По ходу перекрестного допроса ей осторожно, ничего не навязывая, помогали восстановить факты такими, какими они были до того, как она стала видеть их и выдавать за улики. И повторилось то, что произошло при допросе Горской: Лужникова, не замечая этого, опровергла свои же первоначальные показания., но продолжала их считать уличающими Чащи лова.

— При вас произошла история с брошкой, вы как-нибудь на нее прореагировали? — спросили Лужникову.

— А как же? Я была глубоко возмущена!

— Свое возмущение вы как-то выразили? — спросили свидетельницу.

— Я прямо в лицо сказала Марине, что мне стыдно за нее, неужели она сама не понимает, что Жить так, как она живет, унизительно, просто невыносимо, — с горячностью ответила Лужникова.

— Что вам ответила Чащилова?

— В глубине души она, конечно, была со мной согласна, другого ведь и не может быть! Но кто захочет, чтобы видели его унижение? Вот она и принялась оправдывать своего мужа: мол, так и так, у них после большого ремонта с деньгами сейчас туго, приходится вести им строгий счет, а она, Марина, безалаберная, поэтому и договорились, что никто ничего покупать для себя не будет без обоюдного согласия, — протараторила Лужникова.

— Вы поверили Чащиловой?

— Тогда, представьте себе, поверила, — ответила Лужникова.

— И перестали верить, когда...

— Когда узнала, — Лужникова сказала, не дав закончить вопрос, — до чего довел Чащилов свою жену.

При продолжении допроса Лужниковой история с экскурсией в Кижи изменилась не менее радикально, как и эпизод с брошкой. Чащилов, это верно, настоял на отказе Марины от поездки в Кижи. У него истекал срок сдачи важной для него работы. Марина печатала ее по вечерам. Передать остаток работы для печатания другой машинистке нельзя было: и шрифт не тот, а главное, почерк у Чащилова такой, что привычная к нему Марина и то мучается, а посторонний человек и вовсе не разберется. Уедет Марина в Кижи — сорвется сдача работы, а это грозит большими неприятностями. Загоревшаяся желанием поехать в Кижи, Марина сгоряча не принимала доводов мужа и возмущалась им. Своим возмущением поделилась и с Лужниковой. Но чуть позже, поняв, что ехать в Кижи тогда было бы неблагоразумно, рассказала и об этом Лужниковой. Как история с экскурсией претерпевала изменения в сознании Лужниковой, гадать не приходится: при жизни Марины отказ от поездки был актом благоразумия, после ее смерти и преображения Лужниковой в „правдовладелицу” этот же отказ превратился в доказательство того, что Чащилов „превратил жену в рабыню”.

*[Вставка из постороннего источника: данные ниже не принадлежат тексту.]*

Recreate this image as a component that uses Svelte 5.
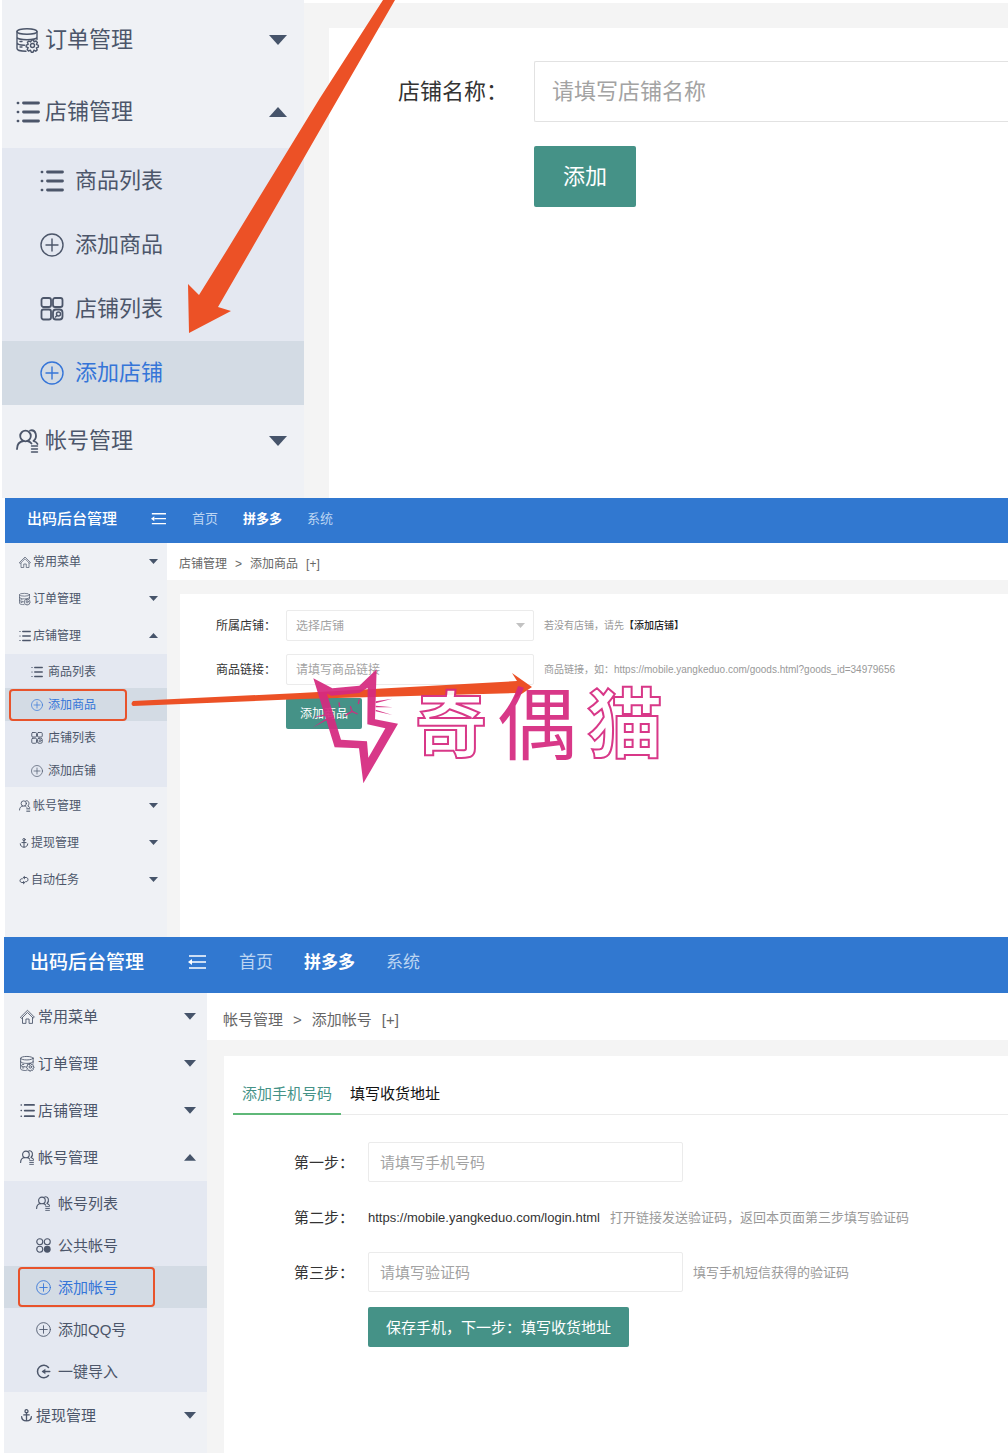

Допрос закончился, а Лужникова не испытывала стыда, не считала себя виновной перед Чащиловым, перед судом, да и перед собой. Не чувствовала она вины и перед маленькой Валей. Ребенок подрастет и спросит, непременно спросит: „Как и почему умерла моя мама?”.И если поверить Лужниковой, то Вале должны будут ответить: „В смерти твоей мамы виноват твой папа!” Какой это тяжестью обрушится на неокрепшего человечка! И это не пугало Лужникову, как не пугало и Горскую, по одной и той же причине: у обеих — атрофия чувства ответственности. Это опасная нравственная болезнь. Это то, чем мечен каждый „правдовладелец”. И пусть „правдовладельцы”, выдающие свои предположения за истину в конечной инстанции не говорят: мы ведь ничего не решаем, мы только высказываем открытую нами „правду”, а решают другие, они могут и согласиться с нами, и отвергнуть нашу „правду”. Нет, „правдовладельцы” пытаются побудить следовать за их „правдой”, и если им это не удается, то это не их заслуга, их безнравственность от этого не уменьшается.